DATASET CONTENT:
(begin)
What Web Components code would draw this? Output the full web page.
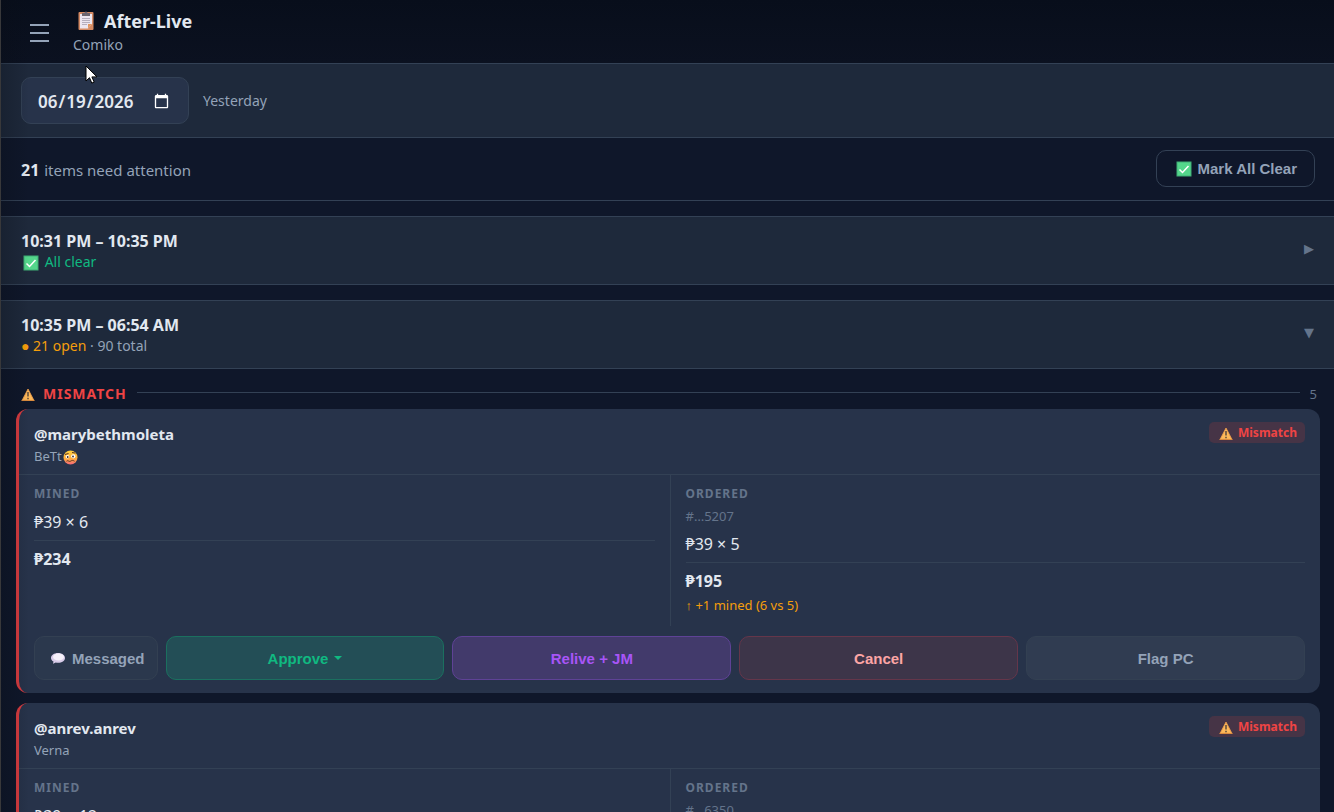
<!DOCTYPE html>
<html lang="en">
<head>
<meta charset="utf-8">
<meta name="viewport" content="width=device-width, initial-scale=1">
<title>After-Live</title>
<style>
  html { background: #0f172a; }
  body {
    margin: 0;
    font-family: "Noto Sans", "Open Sans", sans-serif;
    font-size: 14px;
    line-height: 20px;
    color: #e2e8f0;
    --line: #334155;
    --panel: #1e293b;
    --card: #27334a;
    --muted: #94a3b8;
    --dim: #64748b;
    --red: #ef4444;
    --green: #10b981;
    --amber: #f59e0b;
    --purple: #a855f7;
  }
</style>
</head>
<body>
<app-shell>
  <app-header slot="header" heading="After-Live" shop="Comiko"></app-header>
  <date-bar value="2026-06-19">Yesterday</date-bar>
  <summary-bar count="21"></summary-bar>
  <session-group heading="10:31 PM – 10:35 PM">
    <span slot="status" style="color:var(--green)"><emoji-icon name="check" spaced></emoji-icon> All clear</span>
  </session-group>
  <session-group heading="10:35 PM – 06:54 AM" open>
    <span slot="status"><span style="color:var(--amber)">● 21 open</span> · 90 total</span>
    <section-heading count="5">Mismatch</section-heading>
    <order-card handle="@marybethmoleta">
      <span slot="name">BeTt<emoji-icon name="woozy"></emoji-icon></span>
      <order-column slot="mined" heading="Mined" line="₱39 × 6" total="₱234"></order-column>
      <order-column slot="ordered" heading="Ordered" ref="#…5207" line="₱39 × 5" total="₱195" note="↑ +1 mined (6 vs 5)"></order-column>
    </order-card>
    <order-card handle="@anrev.anrev">
      <span slot="name">Verna</span>
      <order-column slot="mined" heading="Mined" line="₱39 × 12" total="₱468"></order-column>
      <order-column slot="ordered" heading="Ordered" ref="#…6350" line="₱39 × 11" total="₱429" note="↑ +1 mined (12 vs 11)"></order-column>
    </order-card>
  </session-group>
  <mouse-pointer slot="pointer"></mouse-pointer>
</app-shell>

<script>
const define = (name, render) => customElements.define(name, class extends HTMLElement {
  constructor() {
    super();
    this.attachShadow({ mode: "open" });
  }
  connectedCallback() {
    this.shadowRoot.innerHTML = render(this);
  }
});

const attr = (el, name) => el.getAttribute(name) || "";

const ICONS = {
  clipboard: `<svg viewBox="0 0 20 20" width="20" height="20">
    <rect x="2.500" y="1" width="15" height="18" rx="1" fill="#d58a63"/>
    <path d="M4 3h12v10l-4 4.500H4z" fill="#ece6f0"/>
    <path d="M16 13l-4 4.500V13z" fill="#e0955f"/>
    <path d="M6 3.500V2h2.500a1.500 1.500 0 0 1 3 0H14v3H6z" fill="#6d6670"/>
    <path d="M6 7.500h8M6 9.500h8M6 11.500h8M6 13.500h5" stroke="#b5aebd" stroke-width="1"/></svg>`,
  check: `<svg viewBox="0 0 16 16" width="16" height="16">
    <rect x=".5" y=".5" width="15" height="15" fill="#3fae74"/>
    <rect x="1.500" y="1.500" width="13" height="13" fill="#54d68b"/>
    <path d="M3.500 8.500l3 3 6-6.500" fill="none" stroke="#fff" stroke-width="1.500"/></svg>`,
  warning: `<svg viewBox="0 0 16 16" width="16" height="16">
    <path d="M8 3L14 14.500H2z" fill="#fdb95a" stroke="#f0a04b" stroke-width=".8" stroke-linejoin="round"/>
    <path d="M1.500 14.400h13" stroke="#d98a3d" stroke-width="1"/>
    <path d="M8 6v4.500M8 11.700v1.500" stroke="#5b4a3c" stroke-width="1.500"/></svg>`,
  speech: `<svg viewBox="0 0 16 16" width="16" height="16">
    <path d="M8 3c4 0 7 2.200 7 4.900s-3 4.900-7 4.900c-.8 0-1.500-.1-2.200-.2L3 13.800l.5-2.200C2 10.700 1 9.400 1 7.900 1 5.200 4 3 8 3z" fill="#d9cce9"/>
    <ellipse cx="8.500" cy="7" rx="5.500" ry="3.500" fill="#f6f1fa"/></svg>`,
  woozy: `<svg viewBox="0 0 16 16" width="16" height="16">
    <defs><linearGradient id="face" x2="0" y2="1"><stop offset="0" stop-color="#ffd23e"/><stop offset=".6" stop-color="#ffab3d"/><stop offset="1" stop-color="#f4667c"/></linearGradient></defs>
    <circle cx="8.500" cy="7.500" r="7" fill="url(#face)"/>
    <circle cx="5.500" cy="6.800" r="1.800" fill="#fff"/><circle cx="11.300" cy="6.300" r="2.100" fill="#fff"/>
    <circle cx="5.700" cy="7" r=".9" fill="#3b2a24"/><circle cx="11" cy="6.500" r=".9" fill="#3b2a24"/>
    <path d="M3 4.500l3.500-1M10 2.500l3.500.6M4.500 11.200c1.500-1.500 2.500 1 4 0s2.500-1 4 0" fill="none" stroke="#5a3522" stroke-width="1"/></svg>`
};

define("emoji-icon", el => `
  <style>:host { display: inline-block; vertical-align: middle; line-height: 0; } :host([spaced]) { padding: 0 2px; } svg { display: block; }</style>
  ${ICONS[attr(el, "name")]}`);

define("app-shell", () => `
  <style>
    :host { display: flex; flex-direction: column; position: relative; height: 100vh; box-sizing: border-box; border-left: 1px solid #38383a; overflow: hidden; }
    :host::after { content: ""; position: absolute; inset: 0 auto 0 0; width: 28px; background: linear-gradient(90deg, rgba(8, 12, 20, .25), transparent); pointer-events: none; }
    main { flex: 1; min-height: 0; overflow-y: auto; scrollbar-width: none; }
  </style>
  <slot name="header"></slot>
  <main><slot></slot></main>
  <slot name="pointer"></slot>`);

define("app-header", el => `
  <style>
    :host { display: flex; flex: none; align-items: center; gap: 19px; height: 63px; padding: 0 24px; background: linear-gradient(#080e1b, #0b1120); border-bottom: 1px solid var(--line); }
    button { display: block; padding: 6px 4px 4px; border: 0; background: none; color: var(--muted); }
    svg { display: block; }
    h1 { display: flex; align-items: center; gap: 8px; margin: 0; padding-left: 3px; font-size: 18px; line-height: 24px; font-weight: 700; }
    p { margin: 0; line-height: 24px; color: var(--muted); }
    .titles { padding-top: 2px; }
  </style>
  <button type="button" aria-label="Menu"><svg width="21" height="20" viewBox="0 0 21 20"><path d="M1 2h19M1 10h19M1 18h19" stroke="currentColor" stroke-width="2"/></svg></button>
  <div class="titles"><h1><emoji-icon name="clipboard"></emoji-icon>${attr(el, "heading")}</h1><p>${attr(el, "shop")}</p></div>`);

define("date-bar", el => `
  <style>
    :host { display: flex; align-items: center; gap: 14px; height: 73px; padding: 0 20px; background: var(--panel); border-bottom: 1px solid var(--line); color: var(--muted); }
    input { box-sizing: border-box; width: 168px; height: 47px; margin: 0; padding: 2px 16px 0 15px; border: 1px solid var(--line); border-radius: 10px; background: var(--card); color: #e2e8f0; color-scheme: dark; font: 600 17px "Noto Sans", sans-serif; }
    input::-webkit-datetime-edit, input::-webkit-datetime-edit-fields-wrapper { padding: 0; }
  </style>
  <input type="date" aria-label="Date" value="${attr(el, "value")}"><span><slot></slot></span>`);

define("summary-bar", el => `
  <style>
    :host { display: flex; align-items: center; justify-content: space-between; height: 62px; padding: 0 19px 0 20px; border-bottom: 1px solid var(--line); font-size: 15px; color: var(--muted); }
    strong { padding-right: 1px; font-size: 16px; color: #e2e8f0; }
    p { margin: 0; padding-top: 2px; }
    button { display: flex; align-items: center; gap: 6px; height: 37px; margin-bottom: 1px; padding: 0 17px 0 19px; border: 1px solid var(--line); border-radius: 10px; background: none; color: var(--muted); font: 700 15px "Liberation Sans", sans-serif; }
  </style>
  <p><strong>${attr(el, "count")}</strong> items need attention</p>
  <button type="button"><emoji-icon name="check"></emoji-icon><span>Mark All Clear</span></button>`);

define("session-group", el => `
  <style>
    :host { display: block; margin-top: 15px; }
    .head { display: flex; align-items: center; justify-content: space-between; box-sizing: border-box; width: 100%; height: 69px; padding: 0 20px; border: solid var(--line); border-width: 1px 0; background: var(--panel); color: inherit; font: inherit; text-align: left; }
    .text { padding-top: 2px; }
    .title { display: block; font-size: 16px; font-weight: 700; }
    .status { display: block; height: 22px; line-height: 22px; color: var(--muted); }
    .chevron { padding-bottom: 3px; font-family: "DejaVu Sans", sans-serif; font-size: 13px; color: var(--dim); }
  </style>
  <button type="button" class="head" aria-expanded="${el.hasAttribute("open")}">
    <span class="text"><span class="title">${attr(el, "heading")}</span><span class="status"><slot name="status"></slot></span></span>
    <span class="chevron">${el.hasAttribute("open") ? "▼" : "▶"}</span>
  </button>
  <slot></slot>`);

define("section-heading", el => `
  <style>
    :host { display: flex; align-items: center; gap: 10px; padding: 15px 17px 5px 19px; font-size: 13px; color: var(--dim); }
    h2 { display: flex; align-items: center; gap: 7px; margin: 0; font-size: 14px; line-height: 20px; font-weight: 700; letter-spacing: 1px; text-transform: uppercase; color: var(--red); }
    hr { flex: 1; margin: 0 0 3px; border: 0; border-top: 1px solid var(--line); }
  </style>
  <h2><emoji-icon name="warning"></emoji-icon><slot></slot></h2><hr><span>${attr(el, "count")}</span>`);

define("order-card", el => `
  <style>
    :host { display: block; margin: 0 14px 10px 15px; border-left: 3px solid #dc3c40; border-radius: 12px; background: var(--card); }
    header { display: flex; justify-content: space-between; align-items: flex-start; padding: 13px 15px 8px; border-bottom: 1px solid var(--line); }
    h3 { margin: 0; font-size: 15px; line-height: 24px; font-weight: 700; }
    .name { height: 20px; font-size: 13px; line-height: 20px; color: var(--muted); }
    .badge { display: flex; align-items: center; gap: 4px; height: 21px; padding: 0 8px 0 9px; border-radius: 5px; background: #463446; font-size: 12px; font-weight: 700; color: var(--red); }
    .columns { display: grid; grid-template-columns: 1fr 1fr; }
    .columns > div { padding: 9px 15px 11px; }
    .columns > div + div { border-left: 1px solid var(--line); }
    .actions { display: flex; gap: 8px; padding: 10px 15px 13px; }
    button { flex: 1; display: flex; align-items: center; justify-content: center; gap: 6px; height: 44px; padding: 0 12px; border: 1px solid #334052; border-radius: 10px; background: #303c51; color: var(--muted); font: 700 15px "Liberation Sans", sans-serif; }
    .messaged { flex: none; padding-left: 15px; background: #2b384d; }
    .approve { border-color: #1b705f; background: #234e56; color: var(--green); }
    .relive { border-color: #5f4296; background: #423a6b; color: var(--purple); }
    .cancel { border-color: #65364a; background: #3d3549; color: #fca5a5; }
    .caret { border: solid transparent; border-width: 4px 4px 0; border-top-color: currentColor; }
  </style>
  <header>
    <div><h3>${attr(el, "handle")}</h3><div class="name"><slot name="name"></slot></div></div>
    <span class="badge"><emoji-icon name="warning"></emoji-icon>Mismatch</span>
  </header>
  <div class="columns"><div><slot name="mined"></slot></div><div><slot name="ordered"></slot></div></div>
  <div class="actions">
    <button type="button" class="messaged"><emoji-icon name="speech"></emoji-icon>Messaged</button>
    <button type="button" class="approve">Approve <span class="caret"></span></button>
    <button type="button" class="relive">Relive + JM</button>
    <button type="button" class="cancel">Cancel</button>
    <button type="button">Flag PC</button>
  </div>`);

define("order-column", el => `
  <style>
    :host { display: block; }
    h4 { margin: 0; font-size: 12px; line-height: 20px; font-weight: 700; letter-spacing: 1px; text-transform: uppercase; color: var(--dim); }
    p { margin: 0; }
    .ref { padding-top: 2px; font-size: 13px; line-height: 20px; color: var(--dim); }
    .line { padding: 7px 0; font-size: 16px; line-height: 22px; border-bottom: 1px solid var(--line); }
    .total { padding-top: 7px; font-size: 16px; line-height: 22px; font-weight: 700; }
    .note { padding-top: 3px; font-size: 13px; line-height: 20px; color: var(--amber); }
  </style>
  <h4>${attr(el, "heading")}</h4>
  ${attr(el, "ref") ? `<p class="ref">${attr(el, "ref")}</p>` : ""}
  <p class="line">${attr(el, "line")}</p>
  <p class="total">${attr(el, "total")}</p>
  ${attr(el, "note") ? `<p class="note">${attr(el, "note")}</p>` : ""}`);

define("mouse-pointer", () => `
  <style>:host { position: absolute; left: 84px; top: 65px; pointer-events: none; } svg { display: block; }</style>
  <svg width="13" height="20" viewBox="0 0 13 20"><path d="M1 1v15l3.500-3.300 2.300 5.400 2.400-1-2.300-5.200H12z" fill="#fff" stroke="#000" stroke-width="1"/></svg>`);
</script>
</body>
</html>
(end)
THE PROBLEM:
Figure out how many lines of the data above include "this", then give the number and nothing more.

ANSWER FOR THE TASK:
3